The quote above comes from Firebaugh and Gibbs’s “User’s Guide to Ratio Variables” (1985: 718). I first ran across this article a couple of years ago but only just got around to reading it this past week. This article, along with a couple of companion pieces (Firebaugh and Gibbs 1986; Firebaugh 1988), helped to redefine what was, at that point, a nearly century-old debate dating back to an 1897 article by Karl Pearson on ratio variables and the problem of spurious correlation. The gist of “Pearson’s Paradox” is that “two ratios can be correlated even when their components are not—for example, X/Z and Y/Z can be correlated even when X, Y, and Z are not” (Firebaugh 1988: 524).* This basic fact became a point of contention among methodologists interested in, among other things, the best approach to controlling for population size when analyzing aggregate data in which the magnitude of a given outcome is at least partially driven by the size of the underlying units. While the debate itself is pretty interesting, the thing I liked best about the Firebaugh and Gibbs piece is the way in which the authors managed to clear away a significant amount of methodological underbrush using simple math.

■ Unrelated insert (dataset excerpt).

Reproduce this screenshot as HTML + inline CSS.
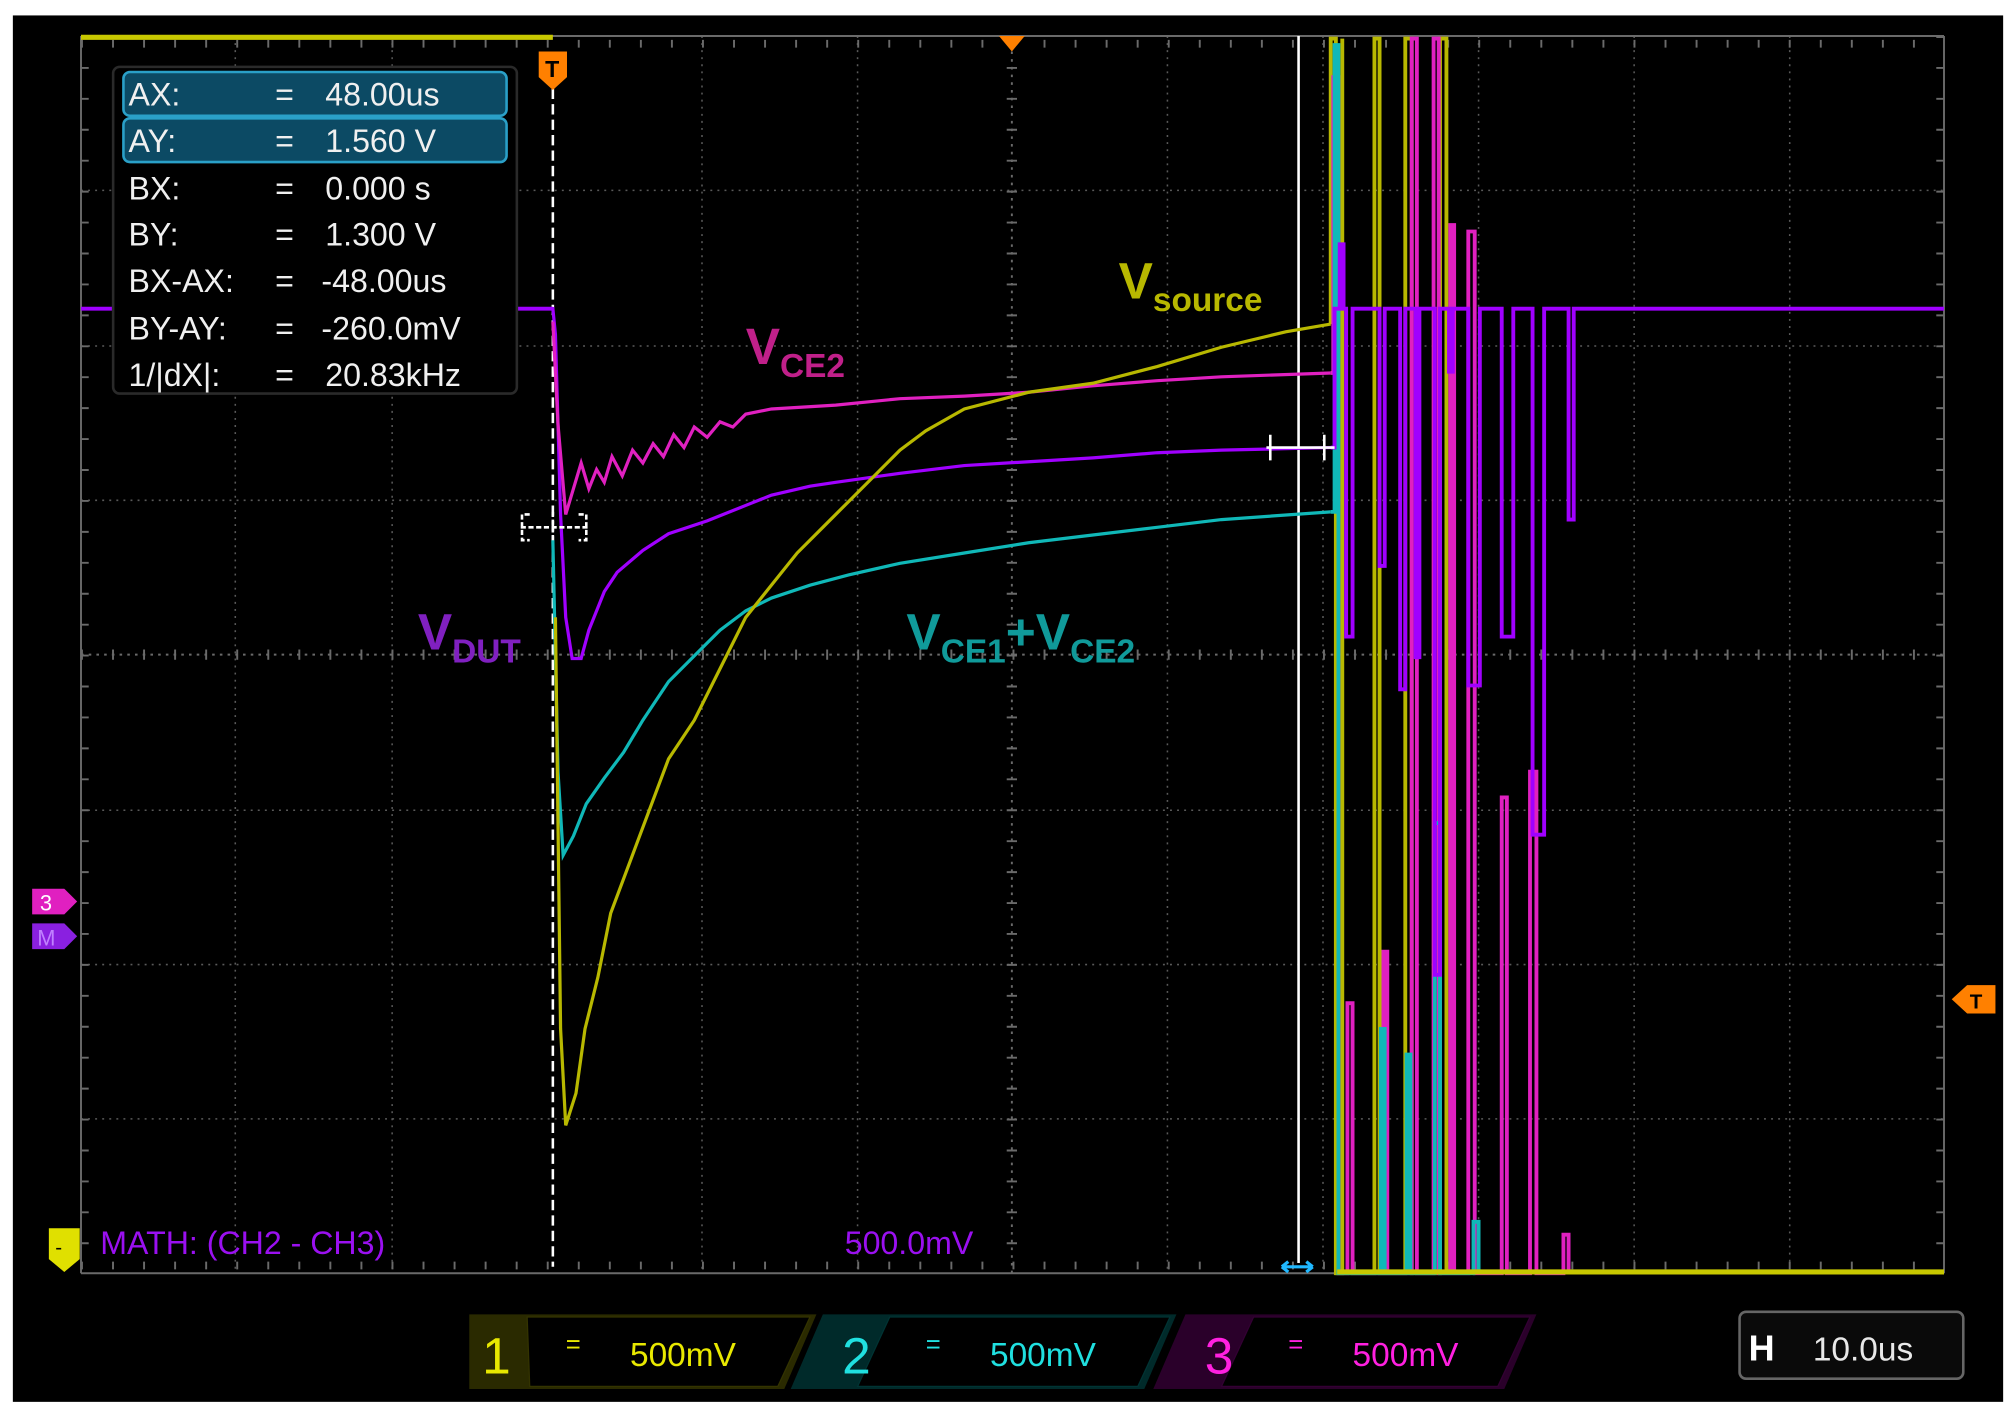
<!DOCTYPE html>
<html><head><meta charset="utf-8"><style>
html,body{margin:0;padding:0;background:#fff;width:2016px;height:1416px;overflow:hidden}
svg{display:block}
text{font-family:"Liberation Sans",sans-serif}
</style></head><body>
<svg width="2016" height="1416" viewBox="0 0 1568 1101" preserveAspectRatio="none">
<rect x="10" y="12" width="1548" height="1078" fill="#000"/>
<g stroke="#5a5a5a" stroke-width="1.2" stroke-dasharray="1.5 4">
<line x1="183" y1="28" x2="183" y2="990"/><line x1="305" y1="28" x2="305" y2="990"/>
<line x1="546" y1="28" x2="546" y2="990"/><line x1="667" y1="28" x2="667" y2="990"/>
<line x1="908" y1="28" x2="908" y2="990"/><line x1="1029" y1="28" x2="1029" y2="990"/>
<line x1="1150" y1="28" x2="1150" y2="990"/><line x1="1271" y1="28" x2="1271" y2="990"/><line x1="1392" y1="28" x2="1392" y2="990"/>
<line x1="63" y1="148" x2="1512" y2="148"/><line x1="63" y1="269" x2="1512" y2="269"/>
<line x1="63" y1="389" x2="1512" y2="389"/><line x1="63" y1="630" x2="1512" y2="630"/>
<line x1="63" y1="750" x2="1512" y2="750"/><line x1="63" y1="870" x2="1512" y2="870"/>
</g>
<g stroke="#6a6a6a" stroke-width="1.5">
<line x1="787" y1="28" x2="787" y2="990" stroke-dasharray="2 4"/>
<line x1="63" y1="509" x2="1512" y2="509" stroke-dasharray="2 4"/>
<line x1="63" y1="28" x2="63" y2="990"/><line x1="1512" y1="28" x2="1512" y2="990"/>
<line x1="63" y1="990" x2="1512" y2="990"/><line x1="63" y1="28" x2="1512" y2="28"/>
<line x1="63" y1="984" x2="1512" y2="984" stroke-dasharray="1.5 22.65" stroke-width="6"/>
<line x1="63" y1="34" x2="1512" y2="34" stroke-dasharray="1.5 22.65" stroke-width="6"/>
<line x1="66" y1="28" x2="66" y2="990" stroke-dasharray="1.5 22.55" stroke-width="6"/>
<line x1="1509" y1="28" x2="1509" y2="990" stroke-dasharray="1.5 22.55" stroke-width="6"/>
<line x1="63" y1="509" x2="1512" y2="509" stroke-dasharray="1.5 22.65" stroke-width="8"/>
<line x1="787" y1="28" x2="787" y2="990" stroke-dasharray="1.5 22.55" stroke-width="8"/>
</g>
<line x1="63" y1="29" x2="430" y2="29" stroke="#c8c800" stroke-width="4"/>
<line x1="430" y1="45" x2="430" y2="985" stroke="#fff" stroke-width="2" stroke-dasharray="8 4"/>
<line x1="1010" y1="28" x2="1010" y2="982" stroke="#fff" stroke-width="2"/>
<polyline fill="none" stroke="#a000ff" stroke-width="2.5" points="63,240 430,240 432,260 436,400 440,480 445,512 452,512 458,490 470,460 480,445 500,428 520,415 550,405 580,393 600,385 630,378 650,375 700,368 750,362 800,359 850,356 900,352 950,350 1035,348"/>
<polyline fill="none" stroke="#e020c0" stroke-width="2.5" points="430,250 434,330 440,400 446,380 452,360 458,380 464,365 470,375 476,355 484,370 492,350 500,360 508,345 516,355 524,338 532,348 540,332 550,340 560,328 570,332 580,322 600,318 650,315 700,310 750,308 800,305 850,300 900,296 950,293 1035,290"/>
<polyline fill="none" stroke="#10b8b8" stroke-width="2.5" points="430,420 434,600 438,665 446,650 456,625 470,605 485,585 500,560 520,530 540,510 560,490 580,475 600,465 630,455 660,447 700,438 750,430 800,422 850,416 900,410 950,404 1035,398"/>
<polyline fill="none" stroke="#b8b800" stroke-width="2.5" points="432,480 436,800 440,875 448,850 455,800 465,760 475,710 490,670 505,630 520,590 540,560 560,520 580,480 600,455 620,430 640,410 660,390 680,370 700,350 720,335 750,318 800,305 850,298 900,285 950,270 1000,258 1035,252"/>
<g fill="none" stroke-width="3">
<polyline stroke="#b8b800" points="1035,252 1035,30 1039,30 1039,990 1069,990 1069,30 1073,30 1073,990 1093,990 1093,30 1098,30 1098,990 1120,990 1120,30 1125,30 1125,990"/>
<polyline stroke="#b8b800" points="1038,290 1040,290 1040,990 1044,990 1044,30"/>
<polyline stroke="#e020c0" points="1035,290 1037,290 1037,60 1041,60 1041,990 1048,990 1048,780 1052,780 1052,990 1076,990 1076,740 1079,740 1079,990 1098,990 1098,30 1102,30 1102,990 1115,990 1115,30 1119,30 1119,990 1128,990 1128,175 1131,175 1131,990 1142,990 1142,180 1147,180 1147,990 1168,990 1168,620 1172,620 1172,990 1190,990 1190,600 1195,600 1195,990 1216,990 1216,960 1220,960 1220,990"/>
<polyline stroke="#10b8b8" points="1035,398 1038,398 1038,35 1041,35 1041,990 1074,990 1074,800 1077,800 1077,990 1094,990 1094,820 1097,820 1097,990 1116,990 1116,640 1120,640 1120,990 1146,990 1146,950 1150,950 1150,990"/>
<polyline stroke="#a000ff" points="1035,348 1038,348 1038,240 1042,240 1042,190 1045,190 1045,240 1047,240 1047,495 1052,495 1052,240 1073,240 1073,440 1077,440 1077,240 1089,240 1089,536 1093,536 1093,240 1101,240 1101,511 1104,511 1104,240 1116,240 1116,758 1120,758 1120,240 1127,240 1127,289 1130,289 1130,240 1142,240 1142,533 1151,533 1151,240 1168,240 1168,495 1177,495 1177,240 1192,240 1192,649 1201,649 1201,240 1220,240 1220,404 1224,404 1224,240 1512,240"/>
</g>
<line x1="63" y1="240" x2="88" y2="240" stroke="#a000ff" stroke-width="3"/>
<line x1="402" y1="240" x2="430" y2="240" stroke="#a000ff" stroke-width="3"/>
<line x1="1040" y1="989" x2="1512" y2="989" stroke="#c8c800" stroke-width="4"/>
<g stroke="#fff" stroke-width="2" fill="none">
<path d="M405,410 H458 M430,398 V422 M412,400 h-6 v20 h6 M450,400 h6 v20 h-6" stroke-dasharray="4 2"/>
<path d="M985,348 H1038 M988,338 v20 M1030,338 v20"/>
</g>
<rect x="88" y="52" width="314" height="254" rx="5" fill="#000" stroke="#2a2a2a" stroke-width="2"/>
<rect x="96" y="56" width="298" height="34" rx="5" fill="#0c4a64" stroke="#2aa0c8" stroke-width="2"/>
<rect x="96" y="92" width="298" height="34" rx="5" fill="#0c4a64" stroke="#2aa0c8" stroke-width="2"/>
<g fill="#f0f0f0" font-size="25">
<text x="100" y="82">AX:</text><text x="214" y="82">=</text><text x="253" y="82">48.00us</text>
<text x="100" y="118">AY:</text><text x="214" y="118">=</text><text x="253" y="118">1.560 V</text>
<text x="100" y="155">BX:</text><text x="214" y="155">=</text><text x="253" y="155">0.000 s</text>
<text x="100" y="191">BY:</text><text x="214" y="191">=</text><text x="253" y="191">1.300 V</text>
<text x="100" y="227">BX-AX:</text><text x="214" y="227">=</text><text x="250" y="227">-48.00us</text>
<text x="100" y="264">BY-AY:</text><text x="214" y="264">=</text><text x="250" y="264">-260.0mV</text>
<text x="100" y="300">1/|dX|:</text><text x="214" y="300">=</text><text x="253" y="300">20.83kHz</text>
</g>
<path d="M419,40 h22 v20 l-11,10 l-11,-10z" fill="#ff8000"/>
<text x="424" y="60" font-size="18" font-weight="bold" fill="#000">T</text>
<path d="M777,28 h20 l-10,12z" fill="#ff8000"/>
<path d="M1518,777 l12,-11 h22 v22 h-22z" fill="#ff8000"/>
<text x="1532" y="784" font-size="16" font-weight="bold" fill="#000">T</text>
<path d="M25,691 h25 l10,10 l-10,10 h-25z" fill="#e020c0"/>
<text x="31" y="708" font-size="17" fill="#fff">3</text>
<path d="M25,718 h25 l10,10 l-10,10 h-25z" fill="#8a20e0"/>
<text x="29" y="735" font-size="17" fill="#c080ff">M</text>
<path d="M38,955 h24 v24 l-12,10 l-12,-10z" fill="#e0e000"/>
<text x="43" y="975" font-size="16" fill="#000">-</text>
<g font-weight="bold">
<text x="870" y="232" font-size="40" fill="#b8b800">V<tspan font-size="26" dy="10">source</tspan></text>
<text x="580" y="283" font-size="40" fill="#c0208a">V<tspan font-size="26" dy="10">CE2</tspan></text>
<text x="325" y="505" font-size="40" fill="#8020c0">V<tspan font-size="26" dy="10">DUT</tspan></text>
<text x="705" y="505" font-size="40" fill="#109a9a">V<tspan font-size="26" dy="10">CE1</tspan><tspan dy="-10">+V</tspan><tspan font-size="26" dy="10">CE2</tspan></text>
</g>
<text x="78" y="975" font-size="25" fill="#9a10f0">MATH: (CH2 - CH3)</text>
<text x="657" y="975" font-size="25" fill="#9a10f0">500.0mV</text>
<path d="M997,985 h24 M997,985 l5,-4 M997,985 l5,4 M1021,985 l-5,-4 M1021,985 l-5,4" stroke="#20b8ff" stroke-width="2.5" fill="none"/>
<path d="M365,1022 H635 L610,1080 H365z" fill="#2a2a00"/>
<path d="M410,1024 H630 L605,1078 H412z" fill="#000" stroke="#333300"/>
<text x="375" y="1068" font-size="40" fill="#e8e800">1</text>
<text x="440" y="1052" font-size="20" fill="#e8e800">=</text>
<text x="490" y="1062" font-size="26" fill="#e8e800">500mV</text>
<path d="M640,1022 H915 L890,1080 H615z" fill="#002a2a"/>
<path d="M692,1024 H910 L885,1078 H667z" fill="#000" stroke="#003333"/>
<text x="655" y="1068" font-size="40" fill="#20e0e0">2</text>
<text x="720" y="1052" font-size="20" fill="#20e0e0">=</text>
<text x="770" y="1062" font-size="26" fill="#20e0e0">500mV</text>
<path d="M922,1022 H1195 L1170,1080 H897z" fill="#2a002a"/>
<path d="M975,1024 H1190 L1165,1078 H950z" fill="#000" stroke="#330033"/>
<text x="937" y="1068" font-size="40" fill="#ff20e0">3</text>
<text x="1002" y="1052" font-size="20" fill="#ff20e0">=</text>
<text x="1052" y="1062" font-size="26" fill="#ff20e0">500mV</text>
<rect x="1353" y="1020" width="174" height="52" rx="5" fill="#0a0a0a" stroke="#666" stroke-width="2"/>
<text x="1360" y="1058" font-size="28" font-weight="bold" fill="#fff">H</text>
<text x="1410" y="1058" font-size="26" fill="#e8e8e8">10.0us</text>
</svg>
</body></html>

Following Firebaugh and Gibbs (1986: 103), let’s start with a component-based model in which y is a continuous outcome, x is the predictor of interest, z is a control representing the size of the population, and \eta represents a random disturbance:

    \[ y = \beta_0 + \beta_1{x} + \beta_2{z} + \eta. \]

If we then divide everything through by z we end up with an equivalent ratio-based model:

    \[ \frac{y}{z} = \beta_0{\left(\frac{1}{z}\right)} + \beta_1{\left(\frac{x}{z}\right)} + \beta_2 + \varepsilon, \]

where \varepsilon = \eta/z. On its face, the equivalence of these two expressions seems obvious. Yet prior to the work of Firebaugh and Gibbs, much of the fight was over the difference between the component-based model described above and the following:

    \[ \frac{y}{z} = \beta^*_1{\left(\frac{x}{z}\right)} + \beta^*_2 + \varepsilon^*. \]

Simply put, the fight was driven by an attempt to adjudicate between fundamentally non-comparable models, hence the reference in the title to wasted journal space, confused readers, and solutions to phantom problems.

What Firebaugh and Gibbs ultimately show is that when we compare the component method to the equivalent ratio method (i.e. when we make the correct comparison), we find alternative estimators for the same basic model. To the extent that \sigma^2—the variance of \eta—is proportional to z^2 (i.e. to the extent that the variance of the error term is characterized by a particular form of population-related heteroscedasticity), the ratio method actually provides more efficient estimates of the parameters of interest than the corresponding component method (see Firebaugh and Gibbs 1986).** So where we once saw a potential problem, we now see a potential solution.

Even if you don’t care about ratio variables, I think that the original piece, subsequent follow ups, and exchanges with critics (namely Bradshaw and Radbill 1987) are well worth the read. This is a great example of someone thinking through the problem of model specification, as well as the implications of the often overlooked distinction between specification and estimation. There is also a serious discussion of the relationship between theory and method. More specifically, Firebaugh and Gibbs go to great lengths to emphasize that, by definition, our theoretical interests cannot help us decide between mathematically equivalent expressions. The trick, of course, is recognizing equivalent expressions when you see them.

* Firebaugh (1988: 524-526) shows that Pearson’s Paradox is a byproduct of the fact that correlation coefficients do not account for the value of the y-intercept. Pearson’s Paradox does not extend to the case of regression in which the intercept is explicitly taken into account.

** Nerdy readers may recognize the ratio method for what it is: a weighted least squares model.